[Code that builds pages]
========================================

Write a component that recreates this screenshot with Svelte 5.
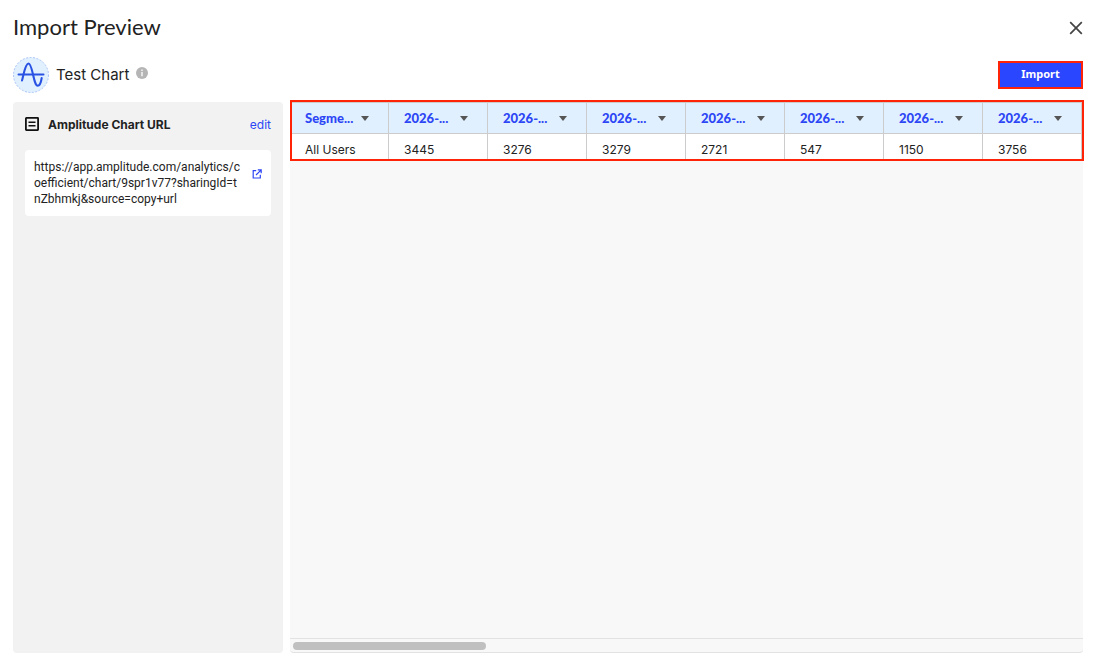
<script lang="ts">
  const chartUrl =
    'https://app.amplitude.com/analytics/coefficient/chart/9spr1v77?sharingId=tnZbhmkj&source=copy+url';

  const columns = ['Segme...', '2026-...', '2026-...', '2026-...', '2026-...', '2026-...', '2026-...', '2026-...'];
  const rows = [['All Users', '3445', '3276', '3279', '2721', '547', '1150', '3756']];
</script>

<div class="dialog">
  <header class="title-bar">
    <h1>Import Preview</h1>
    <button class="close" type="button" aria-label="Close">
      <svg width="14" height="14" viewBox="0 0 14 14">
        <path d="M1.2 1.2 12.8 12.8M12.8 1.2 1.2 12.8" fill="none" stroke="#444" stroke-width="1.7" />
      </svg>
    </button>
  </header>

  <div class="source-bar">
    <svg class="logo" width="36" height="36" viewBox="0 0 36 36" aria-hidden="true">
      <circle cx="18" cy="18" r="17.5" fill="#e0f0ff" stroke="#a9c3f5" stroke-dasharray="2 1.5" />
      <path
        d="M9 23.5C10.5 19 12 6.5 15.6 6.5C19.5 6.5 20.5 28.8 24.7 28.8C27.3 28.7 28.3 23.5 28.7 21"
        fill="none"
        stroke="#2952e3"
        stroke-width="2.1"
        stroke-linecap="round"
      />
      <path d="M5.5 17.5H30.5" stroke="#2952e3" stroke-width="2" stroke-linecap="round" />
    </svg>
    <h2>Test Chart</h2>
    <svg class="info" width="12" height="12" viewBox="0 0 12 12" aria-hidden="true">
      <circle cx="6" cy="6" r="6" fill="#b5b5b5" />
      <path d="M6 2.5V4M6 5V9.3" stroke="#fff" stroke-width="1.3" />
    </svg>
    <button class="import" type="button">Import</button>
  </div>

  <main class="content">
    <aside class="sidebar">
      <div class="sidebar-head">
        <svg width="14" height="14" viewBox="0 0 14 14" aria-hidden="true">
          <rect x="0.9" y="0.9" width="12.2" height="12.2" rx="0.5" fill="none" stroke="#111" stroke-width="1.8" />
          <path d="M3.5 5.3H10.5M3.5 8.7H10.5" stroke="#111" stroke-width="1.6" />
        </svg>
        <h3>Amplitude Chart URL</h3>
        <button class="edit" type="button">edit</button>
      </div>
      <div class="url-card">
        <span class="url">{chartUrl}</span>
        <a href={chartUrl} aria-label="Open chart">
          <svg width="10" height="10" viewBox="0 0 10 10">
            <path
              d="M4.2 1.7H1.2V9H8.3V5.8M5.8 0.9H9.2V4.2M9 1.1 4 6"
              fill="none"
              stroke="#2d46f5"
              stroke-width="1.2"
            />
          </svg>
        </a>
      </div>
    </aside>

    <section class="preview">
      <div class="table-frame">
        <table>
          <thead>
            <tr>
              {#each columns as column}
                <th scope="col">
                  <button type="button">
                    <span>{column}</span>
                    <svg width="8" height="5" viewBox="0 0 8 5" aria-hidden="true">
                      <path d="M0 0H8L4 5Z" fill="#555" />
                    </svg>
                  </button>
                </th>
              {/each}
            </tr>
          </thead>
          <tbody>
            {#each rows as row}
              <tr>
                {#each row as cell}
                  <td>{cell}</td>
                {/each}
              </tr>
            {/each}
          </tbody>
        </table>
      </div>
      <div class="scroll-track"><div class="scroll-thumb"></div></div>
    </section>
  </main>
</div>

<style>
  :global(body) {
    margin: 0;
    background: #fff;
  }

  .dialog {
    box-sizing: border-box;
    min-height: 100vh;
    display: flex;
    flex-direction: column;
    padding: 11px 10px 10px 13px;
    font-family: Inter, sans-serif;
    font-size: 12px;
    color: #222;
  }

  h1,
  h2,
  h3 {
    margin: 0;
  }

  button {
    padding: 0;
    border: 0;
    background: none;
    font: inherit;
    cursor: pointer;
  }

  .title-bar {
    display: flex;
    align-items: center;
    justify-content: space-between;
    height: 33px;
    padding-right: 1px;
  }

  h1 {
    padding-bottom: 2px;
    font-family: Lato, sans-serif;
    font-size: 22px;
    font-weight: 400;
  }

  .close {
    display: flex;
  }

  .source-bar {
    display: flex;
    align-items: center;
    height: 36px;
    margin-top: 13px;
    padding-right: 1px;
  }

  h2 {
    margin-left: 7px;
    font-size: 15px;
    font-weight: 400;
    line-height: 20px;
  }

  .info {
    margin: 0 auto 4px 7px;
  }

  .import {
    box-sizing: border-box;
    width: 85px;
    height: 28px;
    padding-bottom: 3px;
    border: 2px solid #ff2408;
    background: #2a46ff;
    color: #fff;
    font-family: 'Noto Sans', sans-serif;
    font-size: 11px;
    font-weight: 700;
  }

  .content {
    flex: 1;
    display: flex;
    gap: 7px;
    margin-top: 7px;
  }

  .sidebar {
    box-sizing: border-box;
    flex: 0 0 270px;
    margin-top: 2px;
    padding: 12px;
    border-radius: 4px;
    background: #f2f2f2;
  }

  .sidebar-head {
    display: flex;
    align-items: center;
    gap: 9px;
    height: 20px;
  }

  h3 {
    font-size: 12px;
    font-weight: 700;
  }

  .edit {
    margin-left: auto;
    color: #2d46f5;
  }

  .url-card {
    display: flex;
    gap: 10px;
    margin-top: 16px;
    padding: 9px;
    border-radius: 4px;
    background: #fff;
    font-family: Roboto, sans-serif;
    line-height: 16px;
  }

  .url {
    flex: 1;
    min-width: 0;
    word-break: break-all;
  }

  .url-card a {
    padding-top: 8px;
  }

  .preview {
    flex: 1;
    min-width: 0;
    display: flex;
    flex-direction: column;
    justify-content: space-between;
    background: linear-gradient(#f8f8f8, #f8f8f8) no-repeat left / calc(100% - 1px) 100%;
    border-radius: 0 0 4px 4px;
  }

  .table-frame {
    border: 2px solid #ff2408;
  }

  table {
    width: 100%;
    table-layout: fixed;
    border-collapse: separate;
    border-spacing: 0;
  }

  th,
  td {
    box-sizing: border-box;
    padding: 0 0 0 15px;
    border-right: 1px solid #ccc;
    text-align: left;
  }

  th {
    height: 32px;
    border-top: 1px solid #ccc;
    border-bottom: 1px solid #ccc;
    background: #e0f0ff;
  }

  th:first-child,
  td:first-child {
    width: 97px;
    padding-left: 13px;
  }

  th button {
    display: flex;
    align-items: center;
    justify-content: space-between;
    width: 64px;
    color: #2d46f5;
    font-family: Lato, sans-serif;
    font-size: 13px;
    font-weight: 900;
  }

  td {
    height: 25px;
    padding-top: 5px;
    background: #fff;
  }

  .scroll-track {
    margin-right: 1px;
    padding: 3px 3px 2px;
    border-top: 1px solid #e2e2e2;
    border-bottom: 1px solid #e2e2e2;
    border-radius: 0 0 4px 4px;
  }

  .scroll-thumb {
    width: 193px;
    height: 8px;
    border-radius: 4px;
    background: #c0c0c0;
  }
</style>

========================================

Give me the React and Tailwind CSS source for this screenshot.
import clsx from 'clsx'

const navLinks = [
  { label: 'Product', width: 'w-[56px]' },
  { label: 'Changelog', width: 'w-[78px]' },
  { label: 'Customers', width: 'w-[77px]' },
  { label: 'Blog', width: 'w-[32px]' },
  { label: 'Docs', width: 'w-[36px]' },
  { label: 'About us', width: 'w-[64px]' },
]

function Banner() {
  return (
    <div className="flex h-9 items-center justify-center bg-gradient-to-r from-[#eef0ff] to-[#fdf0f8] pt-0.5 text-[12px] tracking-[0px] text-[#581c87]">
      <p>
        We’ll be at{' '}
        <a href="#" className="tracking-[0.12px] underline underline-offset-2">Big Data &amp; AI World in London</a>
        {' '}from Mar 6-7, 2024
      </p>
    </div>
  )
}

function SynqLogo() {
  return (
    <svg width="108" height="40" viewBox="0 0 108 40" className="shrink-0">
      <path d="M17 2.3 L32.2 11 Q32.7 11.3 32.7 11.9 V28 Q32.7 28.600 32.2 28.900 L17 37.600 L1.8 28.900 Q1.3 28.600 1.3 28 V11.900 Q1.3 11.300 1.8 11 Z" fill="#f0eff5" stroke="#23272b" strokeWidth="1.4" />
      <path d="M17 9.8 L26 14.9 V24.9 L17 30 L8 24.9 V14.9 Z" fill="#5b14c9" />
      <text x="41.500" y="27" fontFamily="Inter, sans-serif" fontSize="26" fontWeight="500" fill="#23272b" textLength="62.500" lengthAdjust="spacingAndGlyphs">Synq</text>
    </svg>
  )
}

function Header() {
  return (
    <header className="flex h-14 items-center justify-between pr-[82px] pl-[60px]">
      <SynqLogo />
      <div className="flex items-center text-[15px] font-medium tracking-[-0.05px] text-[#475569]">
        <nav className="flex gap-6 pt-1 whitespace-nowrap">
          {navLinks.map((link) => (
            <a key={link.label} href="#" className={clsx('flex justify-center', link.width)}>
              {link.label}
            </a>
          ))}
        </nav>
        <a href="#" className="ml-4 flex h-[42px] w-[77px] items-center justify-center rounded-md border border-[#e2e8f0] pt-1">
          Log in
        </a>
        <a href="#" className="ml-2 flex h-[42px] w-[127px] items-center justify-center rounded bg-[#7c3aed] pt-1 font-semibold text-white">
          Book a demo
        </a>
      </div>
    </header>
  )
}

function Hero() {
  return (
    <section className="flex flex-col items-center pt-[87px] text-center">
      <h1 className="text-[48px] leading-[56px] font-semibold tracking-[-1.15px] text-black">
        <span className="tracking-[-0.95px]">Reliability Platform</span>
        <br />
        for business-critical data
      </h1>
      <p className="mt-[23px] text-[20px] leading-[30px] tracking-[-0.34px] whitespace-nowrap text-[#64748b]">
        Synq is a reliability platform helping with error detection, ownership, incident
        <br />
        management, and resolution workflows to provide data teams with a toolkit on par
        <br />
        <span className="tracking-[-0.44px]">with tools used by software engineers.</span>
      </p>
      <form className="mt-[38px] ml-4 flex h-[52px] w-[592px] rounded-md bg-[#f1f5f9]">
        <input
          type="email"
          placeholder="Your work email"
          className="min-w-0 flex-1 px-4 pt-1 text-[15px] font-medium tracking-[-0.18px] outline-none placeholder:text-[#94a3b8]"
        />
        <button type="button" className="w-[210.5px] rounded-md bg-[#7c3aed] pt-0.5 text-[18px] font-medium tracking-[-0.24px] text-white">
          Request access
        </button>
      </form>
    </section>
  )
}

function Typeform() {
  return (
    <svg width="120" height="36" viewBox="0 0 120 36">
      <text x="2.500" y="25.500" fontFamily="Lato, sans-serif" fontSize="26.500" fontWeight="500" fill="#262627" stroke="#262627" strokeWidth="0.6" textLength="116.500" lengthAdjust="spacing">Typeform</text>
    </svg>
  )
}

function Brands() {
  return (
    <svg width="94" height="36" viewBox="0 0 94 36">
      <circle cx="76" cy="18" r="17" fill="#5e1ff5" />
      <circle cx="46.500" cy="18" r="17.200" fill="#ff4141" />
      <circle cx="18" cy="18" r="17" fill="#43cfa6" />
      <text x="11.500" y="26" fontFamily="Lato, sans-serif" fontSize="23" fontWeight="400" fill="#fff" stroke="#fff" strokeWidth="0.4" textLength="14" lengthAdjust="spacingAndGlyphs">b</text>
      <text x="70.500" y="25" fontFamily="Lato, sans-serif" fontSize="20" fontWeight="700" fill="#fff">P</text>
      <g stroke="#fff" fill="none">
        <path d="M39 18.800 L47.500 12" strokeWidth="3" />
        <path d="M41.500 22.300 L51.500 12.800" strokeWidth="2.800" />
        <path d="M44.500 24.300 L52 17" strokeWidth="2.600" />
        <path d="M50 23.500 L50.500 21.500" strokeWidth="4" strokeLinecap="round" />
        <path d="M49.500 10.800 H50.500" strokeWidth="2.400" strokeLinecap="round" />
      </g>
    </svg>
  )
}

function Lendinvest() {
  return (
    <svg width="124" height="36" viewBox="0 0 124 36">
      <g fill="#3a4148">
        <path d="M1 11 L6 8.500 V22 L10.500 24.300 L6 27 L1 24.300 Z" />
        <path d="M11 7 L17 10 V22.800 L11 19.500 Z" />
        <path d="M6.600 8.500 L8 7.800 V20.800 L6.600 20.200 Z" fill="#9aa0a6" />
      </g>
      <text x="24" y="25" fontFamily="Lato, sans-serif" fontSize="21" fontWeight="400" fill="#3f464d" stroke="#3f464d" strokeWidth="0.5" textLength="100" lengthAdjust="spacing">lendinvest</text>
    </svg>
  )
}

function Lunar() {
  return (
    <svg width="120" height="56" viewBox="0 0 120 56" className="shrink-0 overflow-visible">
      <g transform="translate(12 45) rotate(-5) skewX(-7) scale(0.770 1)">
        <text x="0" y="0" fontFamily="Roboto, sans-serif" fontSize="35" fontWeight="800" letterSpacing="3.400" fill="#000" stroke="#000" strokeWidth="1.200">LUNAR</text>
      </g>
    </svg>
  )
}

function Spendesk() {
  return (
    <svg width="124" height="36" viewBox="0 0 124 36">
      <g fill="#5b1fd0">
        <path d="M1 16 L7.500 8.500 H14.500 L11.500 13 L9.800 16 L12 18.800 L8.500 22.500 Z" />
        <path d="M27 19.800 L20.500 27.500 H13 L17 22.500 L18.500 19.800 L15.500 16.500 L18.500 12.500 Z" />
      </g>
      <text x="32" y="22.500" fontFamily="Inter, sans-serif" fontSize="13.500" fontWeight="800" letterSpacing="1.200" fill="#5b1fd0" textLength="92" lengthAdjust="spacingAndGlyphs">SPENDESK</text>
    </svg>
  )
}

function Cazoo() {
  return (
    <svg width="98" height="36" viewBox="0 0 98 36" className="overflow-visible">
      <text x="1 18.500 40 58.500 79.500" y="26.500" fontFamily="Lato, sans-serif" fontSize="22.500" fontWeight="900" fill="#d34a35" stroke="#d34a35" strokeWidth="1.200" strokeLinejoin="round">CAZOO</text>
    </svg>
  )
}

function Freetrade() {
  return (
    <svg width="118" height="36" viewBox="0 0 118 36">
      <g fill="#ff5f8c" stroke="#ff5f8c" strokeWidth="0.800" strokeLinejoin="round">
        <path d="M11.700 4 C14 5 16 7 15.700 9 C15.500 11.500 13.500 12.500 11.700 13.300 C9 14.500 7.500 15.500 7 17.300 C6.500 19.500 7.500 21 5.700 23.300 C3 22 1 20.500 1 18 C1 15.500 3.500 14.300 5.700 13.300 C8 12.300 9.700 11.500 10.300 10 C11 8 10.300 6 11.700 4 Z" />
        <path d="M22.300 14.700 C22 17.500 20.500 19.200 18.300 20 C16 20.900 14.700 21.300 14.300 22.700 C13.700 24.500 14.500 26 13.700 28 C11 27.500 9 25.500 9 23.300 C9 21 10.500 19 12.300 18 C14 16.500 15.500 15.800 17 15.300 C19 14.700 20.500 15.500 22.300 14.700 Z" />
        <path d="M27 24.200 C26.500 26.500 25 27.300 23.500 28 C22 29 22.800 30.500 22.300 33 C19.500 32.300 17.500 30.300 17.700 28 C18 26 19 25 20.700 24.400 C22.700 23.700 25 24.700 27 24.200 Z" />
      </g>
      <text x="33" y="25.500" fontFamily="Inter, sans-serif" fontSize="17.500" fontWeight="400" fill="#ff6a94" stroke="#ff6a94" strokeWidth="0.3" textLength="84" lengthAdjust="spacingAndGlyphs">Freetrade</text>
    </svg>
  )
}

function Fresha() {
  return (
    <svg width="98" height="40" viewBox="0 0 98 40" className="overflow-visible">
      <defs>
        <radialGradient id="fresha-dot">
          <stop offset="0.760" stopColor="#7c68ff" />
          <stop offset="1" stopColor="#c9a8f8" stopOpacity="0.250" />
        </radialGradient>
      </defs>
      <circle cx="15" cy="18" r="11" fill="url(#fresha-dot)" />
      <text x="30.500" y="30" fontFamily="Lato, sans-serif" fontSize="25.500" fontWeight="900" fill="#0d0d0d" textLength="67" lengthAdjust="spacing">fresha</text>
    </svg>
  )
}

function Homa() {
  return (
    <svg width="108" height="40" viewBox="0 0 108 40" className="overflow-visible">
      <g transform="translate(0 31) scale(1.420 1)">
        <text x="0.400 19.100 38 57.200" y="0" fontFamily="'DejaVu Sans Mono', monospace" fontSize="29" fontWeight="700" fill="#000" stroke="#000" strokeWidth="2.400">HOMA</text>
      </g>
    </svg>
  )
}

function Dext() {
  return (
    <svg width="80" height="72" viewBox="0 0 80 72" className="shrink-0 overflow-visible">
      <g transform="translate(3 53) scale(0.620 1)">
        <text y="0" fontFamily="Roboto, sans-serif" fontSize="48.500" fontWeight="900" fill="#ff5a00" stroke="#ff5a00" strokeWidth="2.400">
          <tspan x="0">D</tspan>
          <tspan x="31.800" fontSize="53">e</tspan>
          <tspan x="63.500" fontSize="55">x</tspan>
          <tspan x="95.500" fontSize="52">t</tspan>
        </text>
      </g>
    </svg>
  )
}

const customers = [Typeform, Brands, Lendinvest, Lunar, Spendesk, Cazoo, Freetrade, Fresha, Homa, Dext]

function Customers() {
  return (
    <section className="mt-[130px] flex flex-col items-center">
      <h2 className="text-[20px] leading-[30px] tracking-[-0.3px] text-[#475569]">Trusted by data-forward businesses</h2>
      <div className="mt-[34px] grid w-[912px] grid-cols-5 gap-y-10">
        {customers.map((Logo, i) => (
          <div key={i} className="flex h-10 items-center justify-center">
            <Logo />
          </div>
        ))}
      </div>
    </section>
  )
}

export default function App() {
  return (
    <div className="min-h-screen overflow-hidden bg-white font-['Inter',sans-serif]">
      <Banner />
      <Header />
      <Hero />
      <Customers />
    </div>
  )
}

========================================

• Short problem
Using the entries above, return each line in which the word "source" occurs.

• Answer in full
    'https://app.amplitude.com/analytics/coefficient/chart/9spr1v77?sharingId=tnZbhmkj&source=copy+url';
  <div class="source-bar">
  .source-bar {
Give me the React and Tailwind CSS source for this screenshot.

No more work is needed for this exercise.